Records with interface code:
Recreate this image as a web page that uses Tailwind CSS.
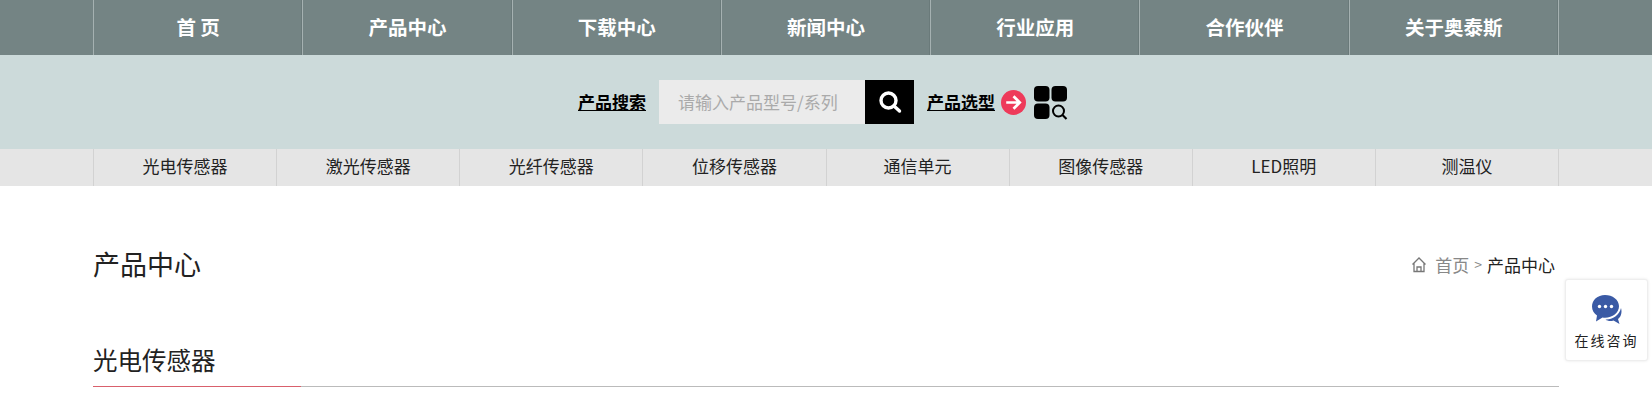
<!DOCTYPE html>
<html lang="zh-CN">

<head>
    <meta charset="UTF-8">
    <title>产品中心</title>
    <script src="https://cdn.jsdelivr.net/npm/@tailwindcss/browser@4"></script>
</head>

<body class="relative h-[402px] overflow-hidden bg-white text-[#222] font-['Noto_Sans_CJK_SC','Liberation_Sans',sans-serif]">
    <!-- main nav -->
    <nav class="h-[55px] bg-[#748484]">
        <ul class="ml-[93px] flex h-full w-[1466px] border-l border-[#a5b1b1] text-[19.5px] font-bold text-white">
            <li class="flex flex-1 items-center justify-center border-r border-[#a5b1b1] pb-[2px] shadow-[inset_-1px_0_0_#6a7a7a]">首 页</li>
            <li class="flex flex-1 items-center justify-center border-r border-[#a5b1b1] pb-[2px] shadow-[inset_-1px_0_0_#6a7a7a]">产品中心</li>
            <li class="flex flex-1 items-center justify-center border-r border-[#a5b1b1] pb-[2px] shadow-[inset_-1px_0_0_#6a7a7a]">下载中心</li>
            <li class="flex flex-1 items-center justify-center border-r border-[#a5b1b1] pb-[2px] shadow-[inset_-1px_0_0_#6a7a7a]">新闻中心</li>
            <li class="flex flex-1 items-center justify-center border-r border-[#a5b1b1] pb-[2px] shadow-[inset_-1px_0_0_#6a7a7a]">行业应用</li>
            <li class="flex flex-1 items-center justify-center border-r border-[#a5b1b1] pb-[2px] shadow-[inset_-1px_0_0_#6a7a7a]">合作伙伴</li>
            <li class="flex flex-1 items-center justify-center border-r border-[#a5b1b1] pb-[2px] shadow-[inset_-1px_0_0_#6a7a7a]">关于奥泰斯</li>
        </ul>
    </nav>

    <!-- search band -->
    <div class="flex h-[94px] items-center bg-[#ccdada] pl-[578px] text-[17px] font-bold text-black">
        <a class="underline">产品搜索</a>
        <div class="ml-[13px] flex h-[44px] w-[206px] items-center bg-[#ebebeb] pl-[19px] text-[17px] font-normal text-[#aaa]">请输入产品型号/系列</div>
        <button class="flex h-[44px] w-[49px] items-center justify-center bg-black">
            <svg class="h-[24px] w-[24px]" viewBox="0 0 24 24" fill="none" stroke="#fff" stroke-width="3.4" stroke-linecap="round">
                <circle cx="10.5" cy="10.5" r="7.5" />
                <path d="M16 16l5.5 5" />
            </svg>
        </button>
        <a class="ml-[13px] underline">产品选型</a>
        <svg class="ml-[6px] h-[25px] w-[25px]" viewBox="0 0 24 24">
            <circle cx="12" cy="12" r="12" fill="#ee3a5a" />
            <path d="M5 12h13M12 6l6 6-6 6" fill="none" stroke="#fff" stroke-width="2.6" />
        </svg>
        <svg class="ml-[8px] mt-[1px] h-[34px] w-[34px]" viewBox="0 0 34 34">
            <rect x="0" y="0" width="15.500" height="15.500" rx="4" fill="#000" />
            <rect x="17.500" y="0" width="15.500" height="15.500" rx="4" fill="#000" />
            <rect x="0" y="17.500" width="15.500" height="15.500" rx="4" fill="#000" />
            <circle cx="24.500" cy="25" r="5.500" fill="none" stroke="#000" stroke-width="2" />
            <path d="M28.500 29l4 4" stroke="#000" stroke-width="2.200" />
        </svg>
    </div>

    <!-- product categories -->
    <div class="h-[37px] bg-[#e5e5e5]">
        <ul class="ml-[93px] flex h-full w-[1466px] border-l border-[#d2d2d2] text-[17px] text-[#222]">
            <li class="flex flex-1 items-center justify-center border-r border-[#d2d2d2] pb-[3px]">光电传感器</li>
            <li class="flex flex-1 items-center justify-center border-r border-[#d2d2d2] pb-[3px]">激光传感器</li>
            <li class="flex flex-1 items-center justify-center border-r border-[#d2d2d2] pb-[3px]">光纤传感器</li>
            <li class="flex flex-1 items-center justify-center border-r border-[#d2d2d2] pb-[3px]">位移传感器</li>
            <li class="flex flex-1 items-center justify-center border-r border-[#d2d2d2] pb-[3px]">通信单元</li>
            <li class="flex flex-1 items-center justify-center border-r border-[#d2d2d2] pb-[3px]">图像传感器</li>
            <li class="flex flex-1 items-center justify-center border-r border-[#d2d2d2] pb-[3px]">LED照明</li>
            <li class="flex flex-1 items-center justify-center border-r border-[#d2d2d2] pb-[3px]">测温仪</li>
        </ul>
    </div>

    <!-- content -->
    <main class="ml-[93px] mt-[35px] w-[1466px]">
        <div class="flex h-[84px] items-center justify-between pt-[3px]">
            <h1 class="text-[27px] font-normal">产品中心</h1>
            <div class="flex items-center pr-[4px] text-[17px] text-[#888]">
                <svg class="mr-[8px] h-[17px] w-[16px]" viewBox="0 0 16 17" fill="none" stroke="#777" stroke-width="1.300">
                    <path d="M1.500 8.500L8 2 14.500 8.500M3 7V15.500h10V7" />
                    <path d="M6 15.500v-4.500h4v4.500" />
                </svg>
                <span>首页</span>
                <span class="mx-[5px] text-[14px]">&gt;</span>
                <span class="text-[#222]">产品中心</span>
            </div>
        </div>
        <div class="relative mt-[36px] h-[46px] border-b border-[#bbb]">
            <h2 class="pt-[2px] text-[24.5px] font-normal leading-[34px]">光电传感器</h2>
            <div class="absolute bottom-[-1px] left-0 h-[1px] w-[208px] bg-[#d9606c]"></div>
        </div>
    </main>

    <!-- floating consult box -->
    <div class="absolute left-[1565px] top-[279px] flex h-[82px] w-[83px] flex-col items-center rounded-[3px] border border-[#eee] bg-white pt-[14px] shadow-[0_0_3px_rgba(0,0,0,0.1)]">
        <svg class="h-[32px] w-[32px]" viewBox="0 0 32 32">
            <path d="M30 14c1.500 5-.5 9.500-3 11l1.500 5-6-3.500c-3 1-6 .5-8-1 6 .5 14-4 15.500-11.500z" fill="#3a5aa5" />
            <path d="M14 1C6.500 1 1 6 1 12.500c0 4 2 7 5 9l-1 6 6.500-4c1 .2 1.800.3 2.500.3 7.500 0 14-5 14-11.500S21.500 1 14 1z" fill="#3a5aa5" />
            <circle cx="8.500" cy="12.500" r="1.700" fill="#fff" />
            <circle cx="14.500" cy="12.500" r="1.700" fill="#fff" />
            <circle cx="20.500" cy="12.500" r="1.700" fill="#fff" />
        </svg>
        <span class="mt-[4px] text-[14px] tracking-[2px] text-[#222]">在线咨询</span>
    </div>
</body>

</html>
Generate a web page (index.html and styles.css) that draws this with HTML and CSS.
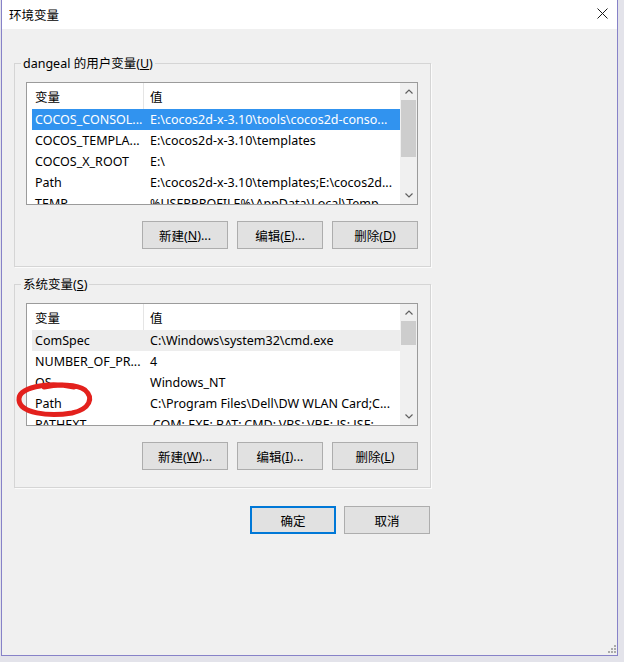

▶ [WORK REQUIRED]
List every line above that contains the word "this".

▶ [RESULT]
Recreate this image as a web page that uses Tailwind CSS.
Generate a web page (index.html and styles.css) that draws this with HTML and CSS.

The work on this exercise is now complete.